While the World Health Organization now recommends a “Test and Treat” protocol, with the CD4 test falling away completely and viral load being the only test used to establish the efficacy of treatment, the Philippines still has significant capacity building needed before these protocols can be followed. Where faith communities lead as strongly as the NCCP and their member churches do in this regard, it only needs the DoH to acknowledge the amazing work, and support it with their own effort.
90-90-90 is achievable in the Philippines by 2020, but it is going to be an uphill battle playing catch-up with much of the rest of the world.
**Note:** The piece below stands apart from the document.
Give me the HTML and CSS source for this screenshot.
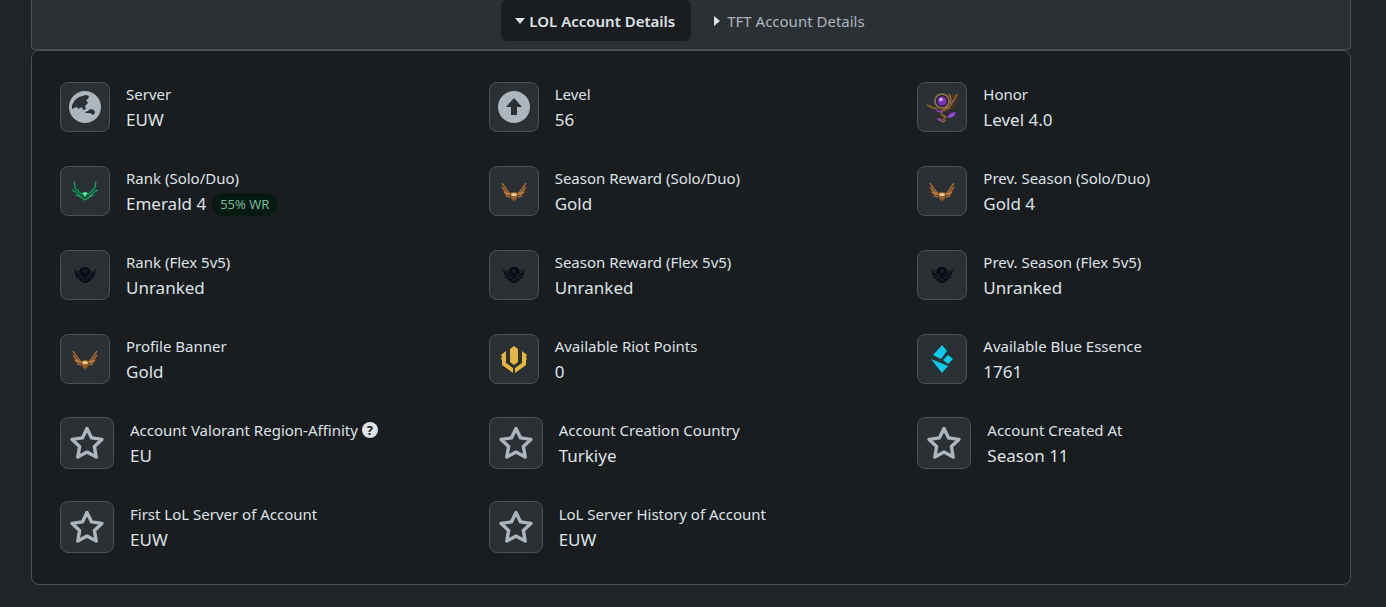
FILE: index.html
```
<!DOCTYPE html>
<html lang="en">

<head>
    <meta charset="UTF-8">
    <meta name="viewport" content="width=device-width, initial-scale=1.0">
    <title>LOL Account Details</title>
    <link rel="stylesheet" href="styles.css">
</head>

<body>
    <!-- Shared icons -->
    <svg class="sprite" aria-hidden="true">
        <symbol id="star" viewBox="0 0 34 34">
            <path d="M17 2.5l4.6 9.4 10.3 1.5-7.5 7.2 1.8 10.4-9.2-4.9-9.2 4.9 1.8-10.4-7.5-7.2 10.3-1.5z" fill="none" stroke="#adb5bd" stroke-width="3.4" stroke-linejoin="round" />
        </symbol>
        <symbol id="gold" viewBox="0 0 28 24">
            <path d="M2 3l4 5 4 6 4-1 4 1 4-6 4-5v5l-1 3 1 1-2 3-1 2-4 1-2 2-3 3-3-3-2-2-4-1-1-2-2-3 1-1-1-3z" fill="#5a3a22" />
            <path d="M2 4l4 6 4 5M2 8l4 5 4 3M4 13l4 3M26 4l-4 6-4 5M26 8l-4 5-4 3M24 13l-4 3M6 17l4 1M22 17l-4 1" fill="none" stroke="#b57a42" stroke-width="1.1" />
            <path d="M10 14l4-1 4 1-1 5-3 3-3-3z" fill="#93602f" />
            <path d="M11 15l3-1 3 1-1 2h-4z" fill="#f0d191" />
        </symbol>
        <symbol id="unranked" viewBox="0 0 24 18">
            <path d="M1 3l5 3Q7 1 12 1t6 5l5-3-1 5-1 1v3l-3 1q-2 4-6 4t-6-4l-3-1V9L2 8z" fill="#090e16" />
            <path d="M2 5l6 4 2 4M22 5l-6 4-2 4M4 10l4 2M20 10l-4 2M10 5l2-1 2 1-2 2zM10 14h4" fill="none" stroke="#222b35" stroke-width=".9" />
        </symbol>
    </svg>

    <main class="account">
        <nav class="tabs">
            <button class="tab active" type="button">
                <svg width="10" height="6" viewBox="0 0 10 6"><path d="M0 0h10L5 6z" fill="currentColor" /></svg>
                LOL Account Details
            </button>
            <button class="tab" type="button">
                <svg width="10" height="10" viewBox="0 0 10 10"><path d="M1 0l6 5-6 5z" fill="#dee2e6" /></svg>
                TFT Account Details
            </button>
        </nav>

        <section class="details">
            <div class="item">
                <span class="icon">
                    <svg width="32" height="32" viewBox="0 0 32 32">
                        <circle cx="16" cy="16" r="16" fill="#adb5bd" />
                        <path d="M3 18V14l3-5 4-3 7-2 3 1-1 3-2 1 2 3-3 3 1 3-3 1-1-3-4 2-1-2-3 1zM16 21l3-1 2-2 4 1 1 3-2 2-3-2h-4z" fill="#2b3035" />
                    </svg>
                </span>
                <div class="text">
                    <div class="label">Server</div>
                    <div class="value">EUW</div>
                </div>
            </div>
            <div class="item">
                <span class="icon">
                    <svg width="32" height="32" viewBox="0 0 32 32">
                        <circle cx="16" cy="16" r="16" fill="#adb5bd" />
                        <path d="M16 7l8 9h-5v8h-6v-8H8z" fill="#2b3035" />
                    </svg>
                </span>
                <div class="text">
                    <div class="label">Level</div>
                    <div class="value">56</div>
                </div>
            </div>
            <div class="item">
                <span class="icon">
                    <svg width="34" height="34" viewBox="0 0 34 34">
                        <path d="M1 14l8 2 4 3 8-1 3-5-1-6 1-5 2 3 3-3v4l4-3-1 7-3 3 1 3-6 4-7 3 5 3-4 7-4-5 2-3-3-3 3-2-6-1-5-1-3-3z" fill="#4a3524" />
                        <path d="M2 15l6 3 5 1M24 4l2 5-1 5M32 4l-3 6-4 6-7 4M15 22l6-3 4-1M16 24l5 3-3 3M15 30l3 2 3-2" fill="none" stroke="#8a6432" stroke-width="1.5" />
                        <circle cx="17" cy="11" r="7" fill="#2b2230" stroke="#8f7a50" stroke-width="1.6" />
                        <circle cx="17" cy="11" r="4.6" fill="#7a35bd" />
                        <circle cx="16" cy="9.5" r="1.8" fill="#dcb0ff" />
                        <path d="M10 20l6 1 2 2-5-1zM22 27l4-4 5-1-2 4-4 2zM12 28l4 1 1 3-4-2z" fill="#9a43dc" />
                    </svg>
                </span>
                <div class="text">
                    <div class="label">Honor</div>
                    <div class="value">Level 4.0</div>
                </div>
            </div>

            <div class="item">
                <span class="icon">
                    <svg width="30" height="24" viewBox="0 0 30 24">
                        <path d="M4 1l3 7 5 6 3-2 3 2 5-6 3-7v9l3 1-4 3 1 2-5 2-2 2-4 3-4-3-2-2-5-2 1-2-4-3 3-1z" fill="#12503a" />
                        <path d="M4 2l1 7 7 7M26 2l-1 7-7 7M2 11l4 2 6 6M28 11l-4 2-6 6M6 16l5 2 4 3 4-3 5-2" fill="none" stroke="#2ba568" stroke-width="1" />
                        <path d="M12 14l3-1 3 1-3 4z" fill="#55e6a1" />
                    </svg>
                </span>
                <div class="text">
                    <div class="label">Rank (Solo/Duo)</div>
                    <div class="value">Emerald 4 <span class="badge">55% WR</span></div>
                </div>
            </div>
            <div class="item">
                <span class="icon"><svg width="28" height="24"><use href="#gold" /></svg></span>
                <div class="text">
                    <div class="label">Season Reward (Solo/Duo)</div>
                    <div class="value">Gold</div>
                </div>
            </div>
            <div class="item">
                <span class="icon"><svg width="28" height="24"><use href="#gold" /></svg></span>
                <div class="text">
                    <div class="label">Prev. Season (Solo/Duo)</div>
                    <div class="value">Gold 4</div>
                </div>
            </div>

            <div class="item">
                <span class="icon"><svg width="24" height="18"><use href="#unranked" /></svg></span>
                <div class="text">
                    <div class="label">Rank (Flex 5v5)</div>
                    <div class="value">Unranked</div>
                </div>
            </div>
            <div class="item">
                <span class="icon"><svg width="24" height="18"><use href="#unranked" /></svg></span>
                <div class="text">
                    <div class="label">Season Reward (Flex 5v5)</div>
                    <div class="value">Unranked</div>
                </div>
            </div>
            <div class="item">
                <span class="icon"><svg width="24" height="18"><use href="#unranked" /></svg></span>
                <div class="text">
                    <div class="label">Prev. Season (Flex 5v5)</div>
                    <div class="value">Unranked</div>
                </div>
            </div>

            <div class="item">
                <span class="icon"><svg width="28" height="24"><use href="#gold" /></svg></span>
                <div class="text">
                    <div class="label">Profile Banner</div>
                    <div class="value">Gold</div>
                </div>
            </div>
            <div class="item">
                <span class="icon">
                    <svg width="28" height="28" viewBox="0 0 28 28">
                        <path d="M14 1l4 3v13l-4 3-4-3V4zM6 6v12l7 5v5L2 20v-5l-1-1 1-2-1-2zM22 6v12l-7 5v5l11-8v-5l1-1-1-2 1-2z" fill="#e6b73c" />
                    </svg>
                </span>
                <div class="text">
                    <div class="label">Available Riot Points</div>
                    <div class="value">0</div>
                </div>
            </div>
            <div class="item">
                <span class="icon">
                    <svg width="28" height="28" viewBox="0 0 28 28">
                        <path d="M14 0l5 6-6 8-8-4zM20 10l5 4-5 5-5-4zM3 14l17 7-6 7z" fill="#0bcbe9" />
                    </svg>
                </span>
                <div class="text">
                    <div class="label">Available Blue Essence</div>
                    <div class="value">1761</div>
                </div>
            </div>

            <div class="item">
                <span class="icon wide"><svg width="34" height="34"><use href="#star" /></svg></span>
                <div class="text">
                    <div class="label">Account Valorant Region-Affinity
                        <button class="help" type="button" aria-label="Help">?</button>
                    </div>
                    <div class="value">EU</div>
                </div>
            </div>
            <div class="item">
                <span class="icon wide"><svg width="34" height="34"><use href="#star" /></svg></span>
                <div class="text">
                    <div class="label">Account Creation Country</div>
                    <div class="value">Turkiye</div>
                </div>
            </div>
            <div class="item">
                <span class="icon wide"><svg width="34" height="34"><use href="#star" /></svg></span>
                <div class="text">
                    <div class="label">Account Created At</div>
                    <div class="value">Season 11</div>
                </div>
            </div>

            <div class="item">
                <span class="icon wide"><svg width="34" height="34"><use href="#star" /></svg></span>
                <div class="text">
                    <div class="label">First LoL Server of Account</div>
                    <div class="value">EUW</div>
                </div>
            </div>
            <div class="item">
                <span class="icon wide"><svg width="34" height="34"><use href="#star" /></svg></span>
                <div class="text">
                    <div class="label">LoL Server History of Account</div>
                    <div class="value">EUW</div>
                </div>
            </div>
        </section>
    </main>
</body>

</html>
```
FILE: styles.css
```
* {
    margin: 0;
    padding: 0;
    box-sizing: border-box;
}

:root {
    --page: #212529;
    --panel: #1a1d20;
    --raised: #2b3035;
    --border: #495057;
    --text: #dee2e6;
    --muted: #adb5bd;
}

body {
    padding: 0 35px 0 31px;
    background: var(--page);
    color: var(--text);
    font-family: "Segoe UI", "Noto Sans", sans-serif;
    font-size: 15px;
}

button {
    border: none;
    font: inherit;
    cursor: pointer;
}

.sprite {
    display: none;
}

.account {
    max-width: 1320px;
    margin: 0 auto;
}

/* Tabs */
.tabs {
    display: flex;
    justify-content: center;
    gap: 8px;
    padding-bottom: 8px;
    background: var(--raised);
    border: 1px solid var(--border);
    border-top: none;
    border-radius: 0 0 4px 4px;
}

.tab {
    display: flex;
    align-items: center;
    gap: 4px;
    height: 41px;
    padding: 0 16px 0 14px;
    border-radius: 6px;
    background: none;
    color: var(--muted);
}

.tab.active {
    background: var(--panel);
    color: var(--text);
    font-weight: 600;
}

/* Account details */
.details {
    display: grid;
    grid-template-columns: repeat(3, 1fr);
    gap: 32px 24px;
    padding: 30px 28px 31px;
    background: var(--panel);
    border: 1px solid var(--border);
    border-radius: 8px;
}

.item {
    display: flex;
    align-items: center;
    gap: 16px;
    height: 52px;
}

.icon {
    display: flex;
    flex: none;
    align-items: center;
    justify-content: center;
    width: 50px;
    height: 50px;
    background: var(--raised);
    border: 1px solid var(--border);
    border-radius: 8px;
}

.icon.wide {
    width: 54px;
    height: 52px;
}

.label {
    display: flex;
    align-items: center;
    gap: 4px;
    line-height: 26px;
}

.value {
    display: flex;
    align-items: center;
    gap: 6px;
    font-size: 17px;
    line-height: 26px;
}

.badge {
    padding: 0 8px;
    border-radius: 12px;
    background: #051b11;
    color: #75b798;
    font-size: 13px;
    line-height: 23px;
}

.help {
    width: 16px;
    height: 16px;
    border-radius: 50%;
    background: var(--text);
    color: var(--panel);
    font-size: 13px;
    font-weight: 700;
    line-height: 16px;
}

@media (max-width: 900px) {
    .details {
        grid-template-columns: 1fr;
    }
}
```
Rev. Fr. Johannes Petrus (JP) Heath was born in Windhoek, Namibia in 1964, the middle son of three children. He experienced his call to the priesthood while working in a bank. He moved to St George's Home for Boys as part of his formation. After two years of study at St. John the Baptist Seminary in Johannesburg, he was moved to St. Paul's Seminary in Grahamstown where he first finished his Diploma in Theology (with Merit), and then moved to complete a B.Th. (Honors) at Rhodes University. Fr. JP was ordained in the Diocese of Johannesburg in 1994 and served his curacy at St. Michael's, Bryanston. While serving at the Cathedral Church of St. Mary the Virgin in Johannesburg, he started a ministry for streetchildren – an outreach to people on the margins of society that continued when he was appointed as Rector of Christ Church, Mayfair, a parish placed in the middle of a predominantly Muslim and Hindu suburb of Johannesburg. In 2000, after testing HIV-positive, JP started exploring ways of initiating a ministry on HIV within the diocese of Johannesburg. Eventually, he confounded the International Network of Religious Leaders Living with or Personally Affected by HIV (INERELA+) in 2001. He was the founding coordinator and then executive director of INERELA+ until December 2012. Fr. JP helped grow the network from an initial membership of eight, to a global network with more than 10,000 members from all faiths. In January 2013, he moved to Sweden, where he is now actively working as Policy Advisor on HIV, Human Sexuality and Theology for the International Department of the Church of Sweden. He continues to serve internationally on a number of Boards and advisory bodies, including the UNAIDS HIV and Human Rights Reference Group, the Ecumenical Advocacy Alliance HIV strategy group, the Ecumenical HIV and AIDS Initiative in Action International Reference Group, and the Global Interfaith Network on All Sexes, Sexual Orientation, Gender Identity and Expression (GIN-SSOGIE) steering committee.